Florence Luna, an MBA student at Cornell University, graduated from the University of Arizona with degrees in business economics and East Asian Studies. She joined the 2021 Blueprint Investor Track, which targets Black, LatinX, and Indigenous communities who want to build fundamental skills to break into venture capital.
Coming from finance, why entrepreneurship and venture capital?
As a first-generation American raised by a single mother, there were many obstacles that I faced on my path to pursuing higher education and building a career in Finance. These experiences helped to guide me academically toward learning how to approach problem-solving and better frame potential solutions through a degree in Business Economics. I also added an East Asian Studies degree after becoming enamored with Chinese history, culture, and language (not to mention the cuisine).
I first heard of Goldman Sachs through an information session in undergrad. I learned the global investment bank places emphasis on teamwork and analytical skills and that really attracted me. After a summer internship, I joined full-time in 2015 where I spent 5 years across three divisions – Operations, Controllers, and Equity Research. One of the more notable accomplishments I had at the firm was leading my team to the finals of the GS Analyst Impact Fund. We presented to the executive committee and secured $25,000 for a nonprofit of our choice: Project Concern International (PCI). The PCI AfriScout project developed partnerships with Google and SAPRM, to retrieve satellite data and up-to-date grazing information with the goal of distributing mobile devices to help disseminate grazing information to pastoralist communities in Tanzania, Ethiopia, and Kenya.
It was through this experience that I realized the potential I had to make an impact using the professional toolkit I had built to date. Uplifting underserved communities has always been at the core of who I am and I set out to explore professions at the intersection of Finance and impact that motivates innovation. The innovation that drives market disruption extends across sectors and includes solutions aimed at problems faced by underserved communities.
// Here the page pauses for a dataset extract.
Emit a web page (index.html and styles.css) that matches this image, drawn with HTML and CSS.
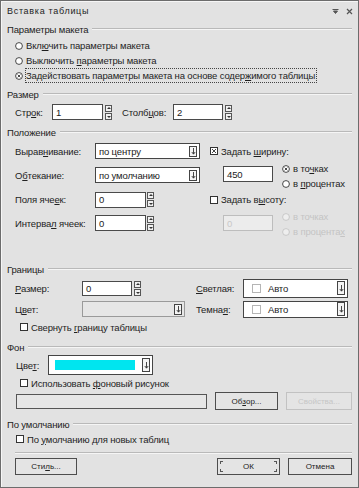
FILE: index.html
```html
<!DOCTYPE html>
<html lang="ru">
<head>
<meta charset="utf-8">
<title>Вставка таблицы</title>
<link rel="stylesheet" href="styles.css">
</head>
<body>
<div class="dlg">
  <div class="titlebar">
    <span class="title">Вставка таблицы</span>
    <span class="tb-icons">
      <svg width="7" height="7" viewBox="0 0 7 7"><path d="M0.5 1.5h6M1.5 3l2 2.5 2-2.5z" stroke="#555" fill="#555" stroke-width="1"/></svg>
      <svg width="7" height="7" viewBox="0 0 7 7"><path d="M1 1l5 5M6 1l-5 5" stroke="#555" stroke-width="1.2"/></svg>
    </span>
  </div>

  <div class="hdr"><span>Параметры макета</span><i></i></div>
  <div class="opt mt1"><svg class="rd" width="8" height="8" viewBox="0 0 8 8"><circle cx="4" cy="4" r="3.4" fill="#fff" stroke="#333" stroke-width="0.9"/></svg><span>Вкл<u>ю</u>чить параметры макета</span></div>
  <div class="opt"><svg class="rd" width="8" height="8" viewBox="0 0 8 8"><circle cx="4" cy="4" r="3.4" fill="#fff" stroke="#333" stroke-width="0.9"/></svg><span>Выключить <u>п</u>араметры макета</span></div>
  <div class="opt"><svg class="rd" width="8" height="8" viewBox="0 0 8 8"><circle cx="4" cy="4" r="3.4" fill="#fff" stroke="#333" stroke-width="0.9"/><path d="M2.6 2.6l2.8 2.8M5.4 2.6l-2.8 2.8" stroke="#333" stroke-width="0.9"/></svg><span class="focus">Задействовать параметры макета на основе содер<u>ж</u>имого таблицы</span></div>

  <div class="hdr mt3"><span>Размер</span><i></i></div>
  <div class="row h20">
    <span class="lbl w37">Стр<u>о</u>к:</span>
    <span class="inp w51">1</span>
    <span class="spin"><b class="up"></b><b class="dn"></b></span>
    <span class="lbl w51 ml10">Столб<u>ц</u>ов:</span>
    <span class="inp w50">2</span>
    <span class="spin"><b class="up"></b><b class="dn"></b></span>
  </div>

  <div class="hdr mt2"><span>Положение</span><i></i></div>
  <div class="prow mt1 h20 ac">
    <div class="pleft ac">
      <span class="lbl w80">Вырав<u>н</u>ивание:</span>
      <span class="sel w105">по центру<b class="dd"><svg width="5" height="9" viewBox="0 0 5 9"><path d="M2.5 1v6M0.8 5l1.7 2.2 1.7-2.2" stroke="#333" fill="none" stroke-width="0.9"/></svg></b></span>
    </div>
    <div class="pright ac">
      <svg class="cb" width="8" height="8" viewBox="0 0 8 8"><rect x="0.5" y="0.5" width="7" height="7" fill="#fff" stroke="#333"/><path d="M2 2l4 4M6 2l-4 4" stroke="#333" stroke-width="0.9"/></svg>
      <span>Задать <u>ш</u>ирину:</span>
    </div>
  </div>
  <div class="prow h29">
    <div class="pleft ac mt6">
      <span class="lbl w80">О<u>б</u>текание:</span>
      <span class="sel w105">по умолчанию<b class="dd"><svg width="5" height="9" viewBox="0 0 5 9"><path d="M2.5 1v6M0.8 5l1.7 2.2 1.7-2.2" stroke="#333" fill="none" stroke-width="0.9"/></svg></b></span>
    </div>
    <div class="pright">
      <span class="inp w50 ml13 mt5">450</span>
      <div class="rcol">
        <div class="ropt"><svg class="rd" width="8" height="8" viewBox="0 0 8 8"><circle cx="4" cy="4" r="3.4" fill="#fff" stroke="#333" stroke-width="0.9"/><path d="M2.6 2.6l2.8 2.8M5.4 2.6l-2.8 2.8" stroke="#333" stroke-width="0.9"/></svg><span>в то<u>ч</u>ках</span></div>
        <div class="ropt"><svg class="rd" width="8" height="8" viewBox="0 0 8 8"><circle cx="4" cy="4" r="3.4" fill="#fff" stroke="#333" stroke-width="0.9"/></svg><span>в <u>п</u>роцентах</span></div>
      </div>
    </div>
  </div>
  <div class="prow h19 ac">
    <div class="pleft ac">
      <span class="lbl w80">Поля яче<u>е</u>к:</span>
      <span class="inp w51">0</span>
      <span class="spin sp1"><b class="up"></b><b class="dn"></b></span>
    </div>
    <div class="pright ac">
      <svg class="cb" width="8" height="8" viewBox="0 0 8 8"><rect x="0.5" y="0.5" width="7" height="7" fill="#fff" stroke="#333"/></svg>
      <span>Задать в<u>ы</u>соту:</span>
    </div>
  </div>
  <div class="prow h31">
    <div class="pleft ac mt6">
      <span class="lbl w80">Интерва<u>л</u> ячеек:</span>
      <span class="inp w51">0</span>
      <span class="spin sp1"><b class="up"></b><b class="dn"></b></span>
    </div>
    <div class="pright">
      <span class="inp w50 ml13 mt6 dis">0</span>
      <div class="rcol">
        <div class="ropt dis"><svg class="rd" width="8" height="8" viewBox="0 0 8 8"><circle cx="4" cy="4" r="3.4" fill="#eee" stroke="#c4c4c4" stroke-width="0.9"/></svg><span>в точках</span></div>
        <div class="ropt dis"><svg class="rd" width="8" height="8" viewBox="0 0 8 8"><circle cx="4" cy="4" r="3.4" fill="#eee" stroke="#c4c4c4" stroke-width="0.9"/></svg><span>в процента<u>х</u></span></div>
      </div>
    </div>
  </div>

  <div class="hdr mt21"><span>Границы</span><i></i></div>
  <div class="row mt1 h20">
    <div class="bleft ac">
      <span class="lbl w67"><u>Р</u>азмер:</span>
      <span class="inp w50 h15">0</span>
      <span class="spin"><b class="up"></b><b class="dn"></b></span>
    </div>
    <span class="lbl w47"><u>С</u>ветлая:</span>
    <span class="sel csel w105">
      <i class="sw"></i><span class="cl">Авто</span>
      <b class="dd tall"><svg width="5" height="9" viewBox="0 0 5 9"><path d="M2.5 1v6M0.8 5l1.7 2.2 1.7-2.2" stroke="#333" fill="none" stroke-width="0.9"/></svg></b>
    </span>
  </div>
  <div class="row mt1 h20">
    <div class="bleft ac">
      <span class="lbl w67">Ц<u>в</u>ет:</span>
      <span class="sel w103 seldis"><b class="dd"><svg width="5" height="9" viewBox="0 0 5 9"><path d="M2.5 1v6M0.8 5l1.7 2.2 1.7-2.2" stroke="#333" fill="none" stroke-width="0.9"/></svg></b></span>
    </div>
    <span class="lbl w47">Темна<u>я</u>:</span>
    <span class="sel csel h17 w105">
      <i class="sw"></i><span class="cl">Авто</span>
      <b class="dd tall"><svg width="5" height="9" viewBox="0 0 5 9"><path d="M2.5 1v6M0.8 5l1.7 2.2 1.7-2.2" stroke="#333" fill="none" stroke-width="0.9"/></svg></b>
    </span>
  </div>
  <div class="chkrow mt1 x20">
    <svg class="cb" width="8" height="8" viewBox="0 0 8 8"><rect x="0.5" y="0.5" width="7" height="7" fill="#fff" stroke="#333"/></svg>
    <span>Свернуть <u>г</u>раницу таблицы</span>
  </div>

  <div class="hdr mt5"><span>Фон</span><i></i></div>
  <div class="row h20 x16">
    <span class="lbl w32">Цве<u>т</u>:</span>
    <span class="sel cyansel w105">
      <i class="cyan"></i>
      <b class="dd tall"><svg width="5" height="9" viewBox="0 0 5 9"><path d="M2.5 1v6M0.8 5l1.7 2.2 1.7-2.2" stroke="#333" fill="none" stroke-width="0.9"/></svg></b>
    </span>
  </div>
  <div class="chkrow mt1 x20">
    <svg class="cb" width="8" height="8" viewBox="0 0 8 8"><rect x="0.5" y="0.5" width="7" height="7" fill="#fff" stroke="#333"/></svg>
    <span>Использовать <u>ф</u>оновый рисунок</span>
  </div>
  <div class="row mt2 h18 x16">
    <span class="inp w191 h15 picinp"></span>
    <span class="btn w63 ml8">Об<u>з</u>ор...</span>
    <span class="btn w66 ml8 btndis">Свойства...</span>
  </div>

  <div class="hdr mt6"><span>По умолчанию</span><i></i></div>
  <div class="chkrow x16">
    <svg class="cb" width="8" height="8" viewBox="0 0 8 8"><rect x="0.5" y="0.5" width="7" height="7" fill="#fff" stroke="#333"/></svg>
    <span>По <u>у</u>молчанию для новых таблиц</span>
  </div>
  <div class="sep"></div>
  <div class="btnrow">
    <span class="btn w62">Сти<u>л</u>ь...</span>
    <span class="btns">
      <span class="btn w63 okbtn">ОК</span>
      <span class="btn w64">Отмена</span>
    </span>
  </div>
</div>
</body>
</html>
```

FILE: styles.css
```css
* { box-sizing: border-box; margin: 0; padding: 0; }
body {
  margin: 0;
  background: #ffffff;
  font-family: "Liberation Sans", Arial, sans-serif;
  font-size: 9.5px;
  letter-spacing: -0.15px;
  color: #1e1e1e;
}
u { text-decoration: underline; text-underline-offset: 1px; }

.dlg {
  width: 359px;
  height: 488px;
  background: #e2e2e2;
  border: 1px solid #6c6c6c;
  box-shadow: inset 1px 1px 0 #f6f6f6;
  display: flex;
  flex-direction: column;
}

.titlebar {
  height: 20px;
  display: flex;
  align-items: center;
  justify-content: space-between;
  padding: 0 5px 0 6px;
}
.title { font-size: 9px; letter-spacing: 0.7px; color: #222; }
.tb-icons { display: flex; gap: 7px; align-items: center; }

.hdr {
  height: 16px;
  display: flex;
  align-items: center;
  padding: 0 6px;
  color: #222;
}
.hdr i {
  flex: 1;
  height: 2px;
  border-top: 1px solid #b9b9b9;
  border-bottom: 1px solid #f5f5f5;
  margin-left: 4px;
}

.opt {
  height: 15px;
  display: flex;
  align-items: center;
  padding-left: 14px;
}
.rd { flex: none; margin-right: 3px; }
.cb { flex: none; margin-right: 3px; }
.focus { outline: 1px dotted #444; outline-offset: 0; padding: 1px 1px 1px 0; }

.mt1 { margin-top: 1px; }
.mt2 { margin-top: 2px; }
.mt3 { margin-top: 3px; }
.mt5 { margin-top: 5px; }
.mt6 { margin-top: 6px; }
.mt21 { margin-top: 21px; }
.ml8 { margin-left: 8px; }
.ml10 { margin-left: 10px; }
.ml13 { margin-left: 13px; }

.h17 { height: 17px !important; }
.h18 { height: 18px; }
.h19 { height: 19px; }
.h20 { height: 20px; }
.h29 { height: 29px; }
.h31 { height: 31px; }
.h15 { height: 15px !important; }

.w32 { width: 32px; }
.w37 { width: 37px; }
.w47 { width: 47px; }
.w50 { width: 50px; }
.w51 { width: 51px; }
.w62 { width: 62px; }
.w63 { width: 63px; }
.w64 { width: 64px; }
.w66 { width: 66px; }
.w67 { width: 67px; }
.w80 { width: 80px; }
.w103 { width: 103px; }
.w105 { width: 105px; }
.w191 { width: 191px; }

.row {
  display: flex;
  align-items: center;
  padding-left: 14px;
}
.row.x16 { padding-left: 15px; }
.ac { align-items: center; }

.lbl { flex: none; color: #222; }

.inp {
  flex: none;
  display: flex;
  align-items: center;
  height: 16px;
  background: #fff;
  border: 1px solid #4a4a4a;
  padding-left: 3px;
  color: #222;
}
.inp.dis { background: #ececec; border-color: #bdbdbd; color: #c8c8c8; }

.spin {
  flex: none;
  display: flex;
  flex-direction: column;
  gap: 1px;
  margin-left: 2px;
}
.spin.sp1 { margin-left: 1px; }
.spin b {
  position: relative;
  width: 7px;
  height: 7px;
  border: 1px solid #555;
  background: #f0f0f0;
}
.spin b::after {
  content: "";
  position: absolute;
  left: 1px;
  border-left: 2px solid transparent;
  border-right: 2px solid transparent;
}
.spin .up::after { top: 1px; border-bottom: 2px solid #333; }
.spin .dn::after { top: 2px; border-top: 2px solid #333; }

.sel {
  flex: none;
  display: flex;
  align-items: center;
  height: 16px;
  background: #fff;
  border: 1px solid #454545;
  padding-left: 3px;
  color: #222;
}
.sel.seldis { background: #e6e6e6; border-color: #9a9a9a; height: 16px; }
.dd {
  flex: none;
  display: flex;
  align-items: center;
  justify-content: center;
  margin-left: auto;
  margin-right: 2px;
  width: 8px;
  height: 11px;
  border: 1px solid #444;
  background: #f4f4f4;
}
.dd.tall { height: 14px; }

.csel { height: 19px; padding-left: 8px; }
.sw {
  flex: none;
  width: 9px;
  height: 9px;
  background: #fff;
  border: 1px solid #b5b5b5;
}
.cl { margin-left: 7px; }

.cyansel { height: 20px; padding-left: 6px; }
.cyan {
  flex: none;
  width: 80px;
  height: 10px;
  background: #00e5ef;
}

.prow {
  display: flex;
  padding-left: 14px;
}
.prow.ac { align-items: center; }
.pleft {
  flex: none;
  width: 195px;
  display: flex;
  align-self: flex-start;
}
.prow.ac .pleft { align-self: center; }
.pright {
  display: flex;
  align-items: flex-start;
}
.pright.ac { align-items: center; }
.rcol { margin-left: 9px; display: flex; flex-direction: column; }
.ropt { height: 15px; display: flex; align-items: center; }
.ropt.dis { color: #c4c4c4; }

.bleft {
  flex: none;
  width: 181px;
  display: flex;
}

.chkrow {
  height: 14px;
  display: flex;
  align-items: center;
  padding-left: 15px;
}
.chkrow.x20 { padding-left: 19px; }

.picinp { background: #e6e6e6; border-color: #555; }

.btn {
  flex: none;
  display: flex;
  align-items: center;
  justify-content: center;
  height: 18px;
  border: 1px solid #4d4d4d;
  background: #e4e4e4;
  font-size: 8px;
  letter-spacing: 0;
  color: #222;
}
.btndis { border-color: #c2c2c2; color: #c6c6c6; }

.sep {
  margin: 6px 6px 0 14px;
  height: 2px;
  border-top: 1px solid #b9b9b9;
  border-bottom: 1px solid #f5f5f5;
}
.btnrow {
  margin-top: 4px;
  display: flex;
  justify-content: space-between;
  padding: 0 6px 0 14px;
}
.btnrow .btn { height: 17px; }
.btns { display: flex; gap: 8px; }
.okbtn { position: relative; }
.okbtn::before {
  content: "";
  position: absolute;
  inset: 2px;
  background:
    linear-gradient(#555, #555) left top / 3px 1px no-repeat,
    linear-gradient(#555, #555) left top / 1px 3px no-repeat,
    linear-gradient(#555, #555) right top / 3px 1px no-repeat,
    linear-gradient(#555, #555) right top / 1px 3px no-repeat,
    linear-gradient(#555, #555) left bottom / 3px 1px no-repeat,
    linear-gradient(#555, #555) left bottom / 1px 3px no-repeat,
    linear-gradient(#555, #555) right bottom / 3px 1px no-repeat,
    linear-gradient(#555, #555) right bottom / 1px 3px no-repeat;
}
```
My upbringing and identity have informed my drive to enhance the quality of life for those in most need. Venture capital provides a space where I may gain exposure to entrepreneurs driving impact and help to support their endeavors. Learning how to assess investment opportunities through the BIT program and connecting with my impressive BIT cohort that comprises both builders, as well as investors, was an invaluable experience. I am grateful to Molly, Jarrod, Chris and the rest of the DRF team that helped to make this program a reality. We wrapped the program up by developing an investment thesis and presenting it to the cohort as well as VCs. This exposure helped to solidify my passion for the space and I am so excited to continue exploring opportunities to get involved while in b-school!
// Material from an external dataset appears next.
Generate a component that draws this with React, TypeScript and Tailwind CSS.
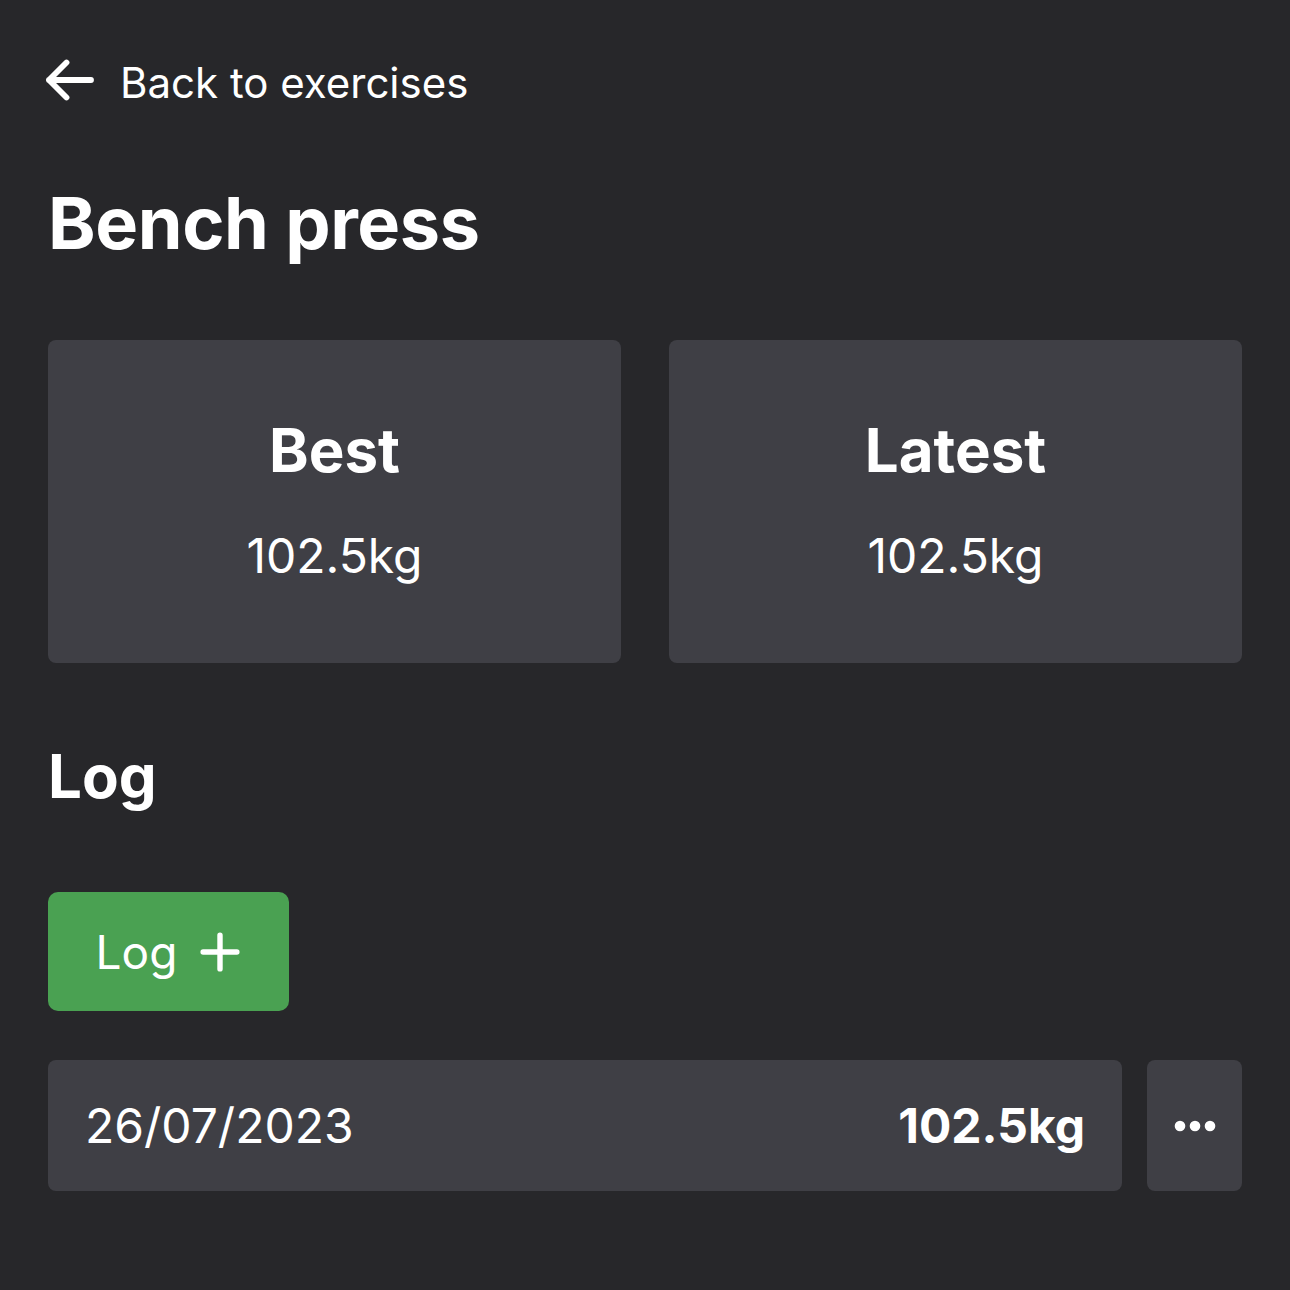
import React from 'react';

function ArrowLeft({ className }: { className?: string }) {
  return (
    <svg viewBox="0 0 24 24" fill="none" stroke="currentColor" strokeWidth={2.5} strokeLinecap="round" strokeLinejoin="round" className={className}>
      <path d="M10.5 19.5 3 12m0 0 7.5-7.5M3 12h18" />
    </svg>
  );
}

function Plus({ className }: { className?: string }) {
  return (
    <svg viewBox="0 0 24 24" fill="none" stroke="currentColor" strokeWidth={2.4} strokeLinecap="round" className={className}>
      <path d="M12 4.5v15m7.5-7.5h-15" />
    </svg>
  );
}

function Dots({ className }: { className?: string }) {
  return (
    <svg viewBox="0 0 42 12" fill="currentColor" className={className}>
      <circle cx="6" cy="6" r="5.3" />
      <circle cx="21" cy="6" r="5.3" />
      <circle cx="36" cy="6" r="5.3" />
    </svg>
  );
}

function StatCard({ label, value }: { label: string; value: string }) {
  return (
    <div className="flex h-[323px] flex-col items-center justify-center rounded-[8px] bg-[#3f3f45]">
      <div className="-mt-[4px] text-[60px] font-bold leading-none">{label}</div>
      <div className="mt-[52px] text-[48px] leading-none">{value}</div>
    </div>
  );
}

export default function App() {
  return (
    <div className="min-h-[1290px] bg-[#27272a] px-[48px] pt-[57px] text-white" style={{ fontFamily: 'Inter, "Noto Sans", sans-serif' }}>
      {/* back link */}
      <div className="flex items-center gap-[22px]">
        <ArrowLeft className="h-[56px] w-[56px] -ml-[6px] -mt-[5px]" />
        <span className="text-[42px] leading-none">Back to exercises</span>
      </div>

      <h1 className="mt-[79px] text-[72px] font-bold leading-none tracking-[-0.4px]">Bench press</h1>

      <div className="mt-[81px] grid grid-cols-2 gap-[48px]">
        <StatCard label="Best" value="102.5kg" />
        <StatCard label="Latest" value="102.5kg" />
      </div>

      <h2 className="mt-[83px] text-[60px] font-bold leading-none">Log</h2>

      <button className="mt-[86px] flex h-[119px] w-[241px] items-center justify-center gap-[16px] rounded-[10px] bg-[#4aa152] pl-[6px] text-white">
        <span className="text-[46px] leading-none">Log</span>
        <Plus className="h-[54px] w-[54px]" />
      </button>

      <div className="mt-[49px] flex gap-[25px]">
        <div className="flex h-[131px] flex-1 items-center justify-between rounded-[8px] bg-[#3f3f45] pl-[37px] pr-[37px]">
          <span className="text-[48px] leading-none">26/07/2023</span>
          <span className="text-[48px] font-bold leading-none">102.5kg</span>
        </div>
        <div className="flex h-[131px] w-[95px] items-center justify-center rounded-[8px] bg-[#3f3f45]">
          <Dots className="h-[12px] w-[42px]" />
        </div>
      </div>
    </div>
  );
}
Why does diversity in venture capital matter to you?
As I traversed my higher education and professional journey, I noticed that people with similar lived experiences around the table were a minority. We know that diversity provides various benefits to any environment, yet there still is a huge gap within VC. It is important to represent the population we are serving, we need to tailor solutions to the diverse needs that exist in our environment. Outside of these benefits, diverse collaboration drives outcomes in terms of profitable exits and fund performance, so it seems like a no-brainer to incorporate diverse individuals onto any team or portfolio.
Most importantly, understanding communities within a market is an important part of selling a product or service. Especially with some of the startups that interest me, I think about the social determinants of consumers. Are they single parenting? What does affordability look like? Do they take a bus? How can we enable this reach for their consideration, even if it’s not at the lower income brackets but working class people who are busy? Growing up, I’ve seen it with my mother, and her trying to juggle raising my four siblings and myself and getting settled in a new country.
I hope to support the redirection of investment into minority and female-founded companies as I believe this representation is beneficial to owners, investors, and customers. Innovation is at the forefront of everything that moves today in our economy. Companies with a social impact component are of great interest to me. There are amazing startups out there creating educational resources for kids that had a very similar makeup as I did and that is creating value that would have benefited me when I most needed it as a child. These ideas are very personal to me, and also very exciting.